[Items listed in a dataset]
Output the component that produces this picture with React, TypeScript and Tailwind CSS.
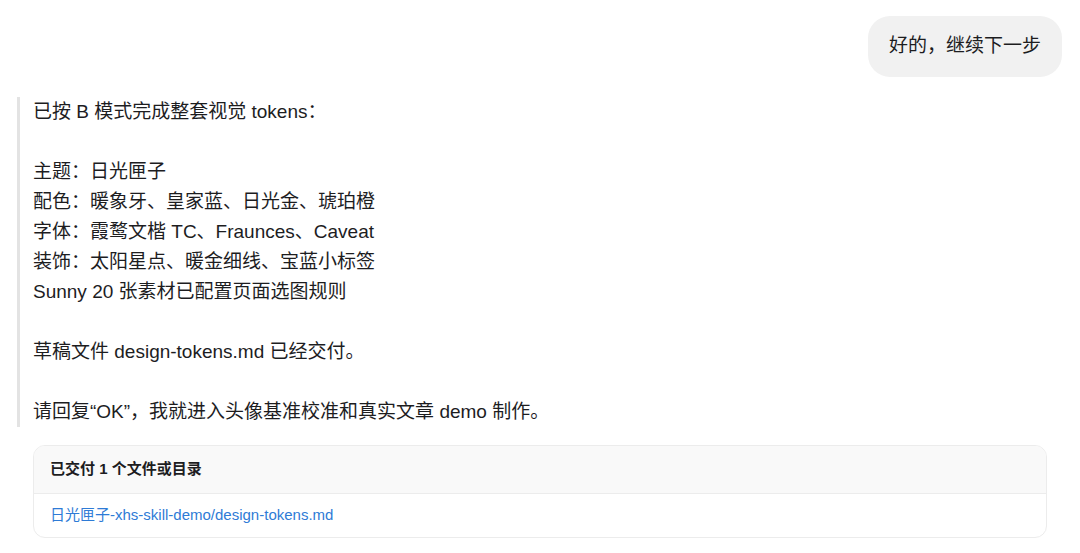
const font = "font-['Liberation_Sans','Noto_Sans_CJK_SC',sans-serif]"

const lines = [
   "已按 B 模式完成整套视觉 tokens：",
   "",
   "主题：日光匣子",
   "配色：暖象牙、皇家蓝、日光金、琥珀橙",
   "字体：霞鹜文楷 TC、Fraunces、Caveat",
   "装饰：太阳星点、暖金细线、宝蓝小标签",
   "Sunny 20 张素材已配置页面选图规则",
   "",
   "草稿文件 design-tokens.md 已经交付。",
   "",
   "请回复“OK”，我就进入头像基准校准和真实文章 demo 制作。",
]

export default function App() {
   return (
      <div className={`${font} w-[1080px] h-[553px] bg-white text-[#1d1d1f] px-[17px] pt-4 overflow-hidden`}>
         <div className="flex justify-end pr-px">
            <div className="h-[61px] flex items-center rounded-[22px] bg-[#f1f1f1] px-[21px] text-[19px]">
               好的，继续下一步
            </div>
         </div>
         <div className="mt-[20px] border-l-[3px] border-[#e3e3e3] pl-[13px] text-[19px] leading-[30px]">
            {lines.map((l, i) => (
               <div key={i} className="h-[30px] whitespace-pre">{l}</div>
            ))}
         </div>
         <div className="mt-[18px] mx-4 rounded-xl border border-[#ececec] overflow-hidden">
            <div className="h-[48px] flex items-center bg-[#f9f9f9] border-b border-[#ececec] px-4 text-[15px] font-bold">
               已交付 1 个文件或目录
            </div>
            <div className="h-[43px] flex items-center px-4 text-[15px] text-[#2e7bd6]">
               日光匣子-xhs-skill-demo/design-tokens.md
            </div>
         </div>
      </div>
   )
}
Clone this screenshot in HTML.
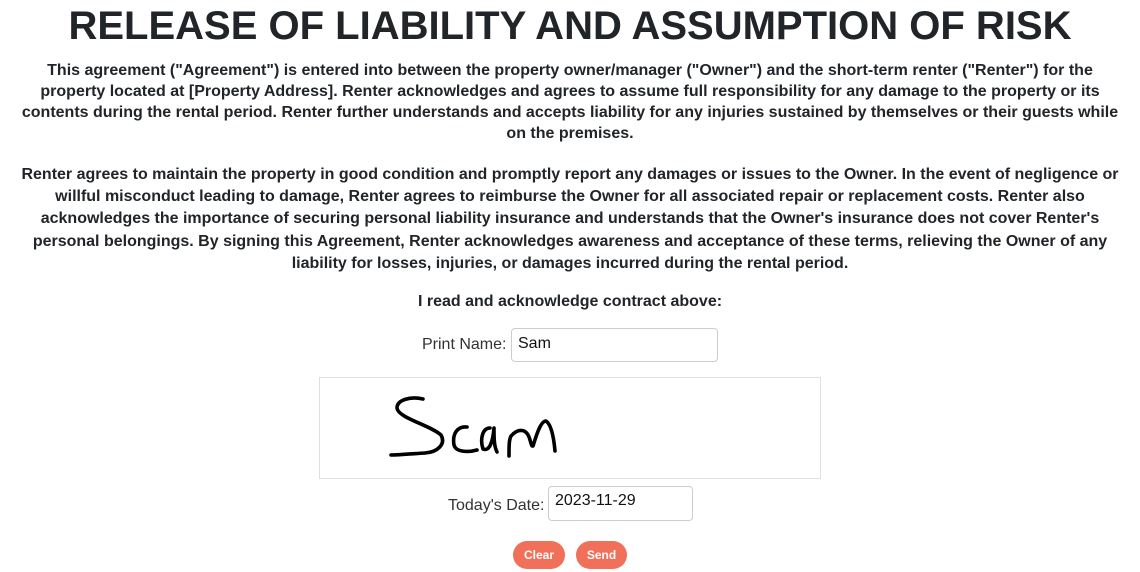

#### [Stated task]
Pick out the lines that have the word "this". Copy them all.

#### [Response]
Output the component that produces this picture with React, TypeScript and Tailwind CSS.
Clone this screenshot in HTML.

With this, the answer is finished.